Copy each line below exactly and leave the pictures out.
>>>
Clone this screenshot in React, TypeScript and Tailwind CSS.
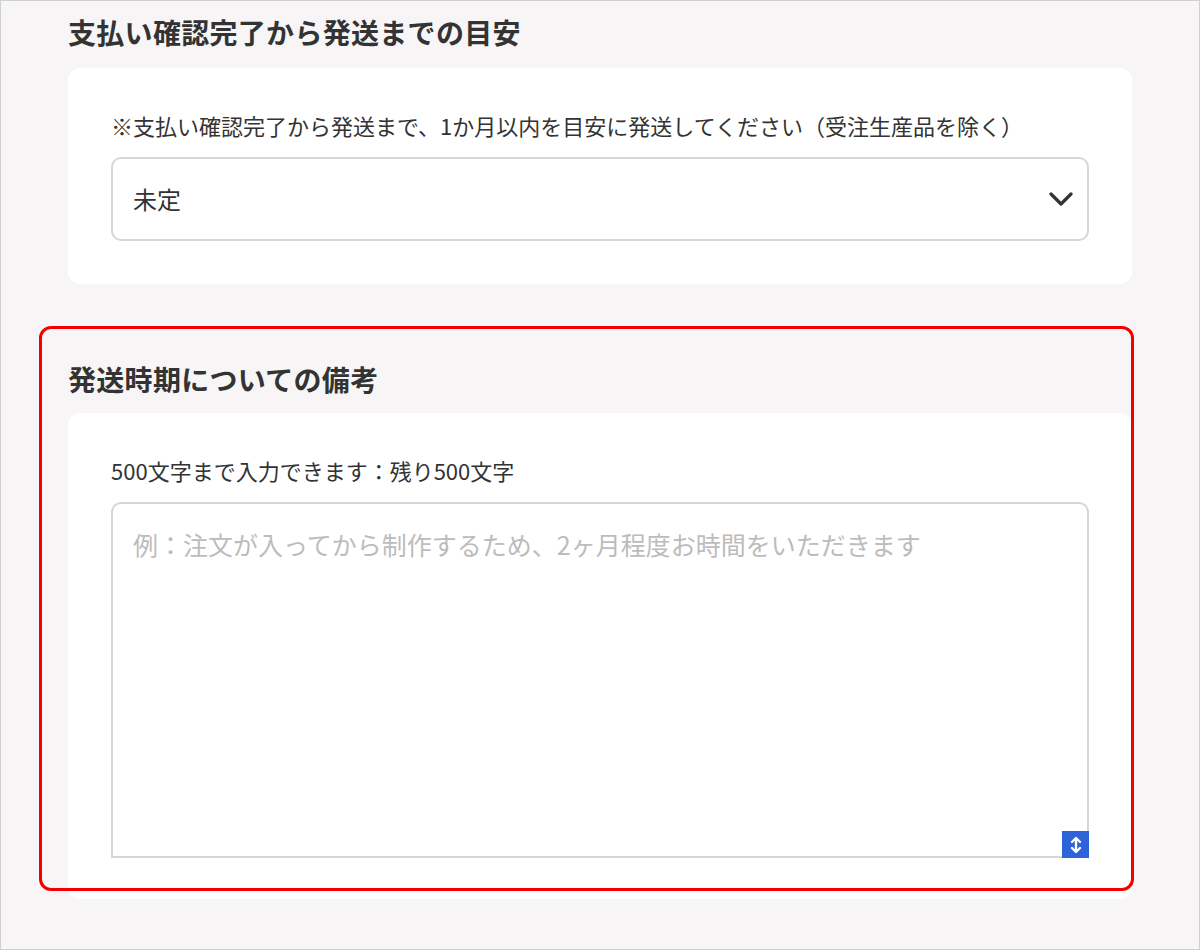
import React from 'react';

const font = { fontFamily: '"Noto Sans CJK JP", "Noto Sans", sans-serif' };

const ChevronDown = () => (
  <svg width="24" height="14" viewBox="0 0 24 14" fill="none">
    <path d="M2 2l10 10L22 2" stroke="#333" strokeWidth="3.2" strokeLinecap="round" strokeLinejoin="round" />
  </svg>
);

const ResizeHandle = () => (
  <div className="absolute -right-[2px] -bottom-[2px] flex h-[27px] w-[27px] items-center justify-center bg-[#2d62d8]">
    <svg width="12" height="18" viewBox="0 0 12 18" fill="none">
      <path d="M6 3v12" stroke="#fff" strokeWidth="2.4" strokeLinecap="round" />
      <path d="M2 6l4-4 4 4M2 12l4 4 4-4" stroke="#fff" strokeWidth="2.4" strokeLinecap="round" strokeLinejoin="round" />
    </svg>
  </div>
);

const App: React.FC = () => {
  return (
    <div style={font} className="relative h-[950px] w-[1200px] overflow-hidden border border-[#cfcfcf] bg-[#f7f5f6] px-[67px] text-[#333]">
      <h2 className="pt-[11px] text-[28px] leading-[40px] font-bold tracking-[0.3px] text-[#333]">
        支払い確認完了から発送までの目安
      </h2>
      <div className="mt-[16px] rounded-[12px] bg-white px-[43px] pt-[40px] pb-[43px]">
        <p className="text-[22px] leading-[34px]">
          ※支払い確認完了から発送まで、1か月以内を目安に発送してください（受注生産品を除く）
        </p>
        <div className="mt-[15px] flex h-[84px] items-center justify-between rounded-[10px] border-2 border-[#d6d6d6] pr-[14px] pl-[20px]">
          <span className="text-[24px]">未定</span>
          <ChevronDown />
        </div>
      </div>

      <h2 className="mt-[75px] text-[28px] leading-[40px] font-bold tracking-[0.3px] text-[#333]">
        発送時期についての備考
      </h2>
      <div className="mt-[14px] rounded-[12px] bg-white px-[43px] pt-[40px] pb-[41px]">
        <p className="text-[22px] leading-[34px]">500文字まで入力できます：残り500文字</p>
        <div className="relative mt-[15px] h-[356px] rounded-t-[10px] border-2 border-[#d6d6d6]">
          <textarea
            className="h-full w-full resize-none bg-transparent px-[20px] pt-[22px] text-[25px] leading-[36px] outline-none placeholder:text-[#bcbcbc]"
            style={font}
            placeholder="例：注文が入ってから制作するため、2ヶ月程度お時間をいただきます"
          />
          <ResizeHandle />
        </div>
      </div>

      {/* annotation highlight */}
      <div className="pointer-events-none absolute top-[325px] left-[38px] h-[565px] w-[1095px] rounded-[12px] border-[3px] border-[#f50000]" />
    </div>
  );
};

export default App;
<<<
• [Completed exercise]
Clone this screenshot in React, TypeScript and Tailwind CSS.
import React from 'react';

const font = { fontFamily: '"Noto Sans CJK JP", "Noto Sans", sans-serif' };

const ChevronDown = () => (
  <svg width="24" height="14" viewBox="0 0 24 14" fill="none">
    <path d="M2 2l10 10L22 2" stroke="#333" strokeWidth="3.2" strokeLinecap="round" strokeLinejoin="round" />
  </svg>
);

const ResizeHandle = () => (
  <div className="absolute -right-[2px] -bottom-[2px] flex h-[27px] w-[27px] items-center justify-center bg-[#2d62d8]">
    <svg width="12" height="18" viewBox="0 0 12 18" fill="none">
      <path d="M6 3v12" stroke="#fff" strokeWidth="2.4" strokeLinecap="round" />
      <path d="M2 6l4-4 4 4M2 12l4 4 4-4" stroke="#fff" strokeWidth="2.4" strokeLinecap="round" strokeLinejoin="round" />
    </svg>
  </div>
);

const App: React.FC = () => {
  return (
    <div style={font} className="relative h-[950px] w-[1200px] overflow-hidden border border-[#cfcfcf] bg-[#f7f5f6] px-[67px] text-[#333]">
      <h2 className="pt-[11px] text-[28px] leading-[40px] font-bold tracking-[0.3px] text-[#333]">
        支払い確認完了から発送までの目安
      </h2>
      <div className="mt-[16px] rounded-[12px] bg-white px-[43px] pt-[40px] pb-[43px]">
        <p className="text-[22px] leading-[34px]">
          ※支払い確認完了から発送まで、1か月以内を目安に発送してください（受注生産品を除く）
        </p>
        <div className="mt-[15px] flex h-[84px] items-center justify-between rounded-[10px] border-2 border-[#d6d6d6] pr-[14px] pl-[20px]">
          <span className="text-[24px]">未定</span>
          <ChevronDown />
        </div>
      </div>

      <h2 className="mt-[75px] text-[28px] leading-[40px] font-bold tracking-[0.3px] text-[#333]">
        発送時期についての備考
      </h2>
      <div className="mt-[14px] rounded-[12px] bg-white px-[43px] pt-[40px] pb-[41px]">
        <p className="text-[22px] leading-[34px]">500文字まで入力できます：残り500文字</p>
        <div className="relative mt-[15px] h-[356px] rounded-t-[10px] border-2 border-[#d6d6d6]">
          <textarea
            className="h-full w-full resize-none bg-transparent px-[20px] pt-[22px] text-[25px] leading-[36px] outline-none placeholder:text-[#bcbcbc]"
            style={font}
            placeholder="例：注文が入ってから制作するため、2ヶ月程度お時間をいただきます"
          />
          <ResizeHandle />
        </div>
      </div>

      {/* annotation highlight */}
      <div className="pointer-events-none absolute top-[325px] left-[38px] h-[565px] w-[1095px] rounded-[12px] border-[3px] border-[#f50000]" />
    </div>
  );
};

export default App;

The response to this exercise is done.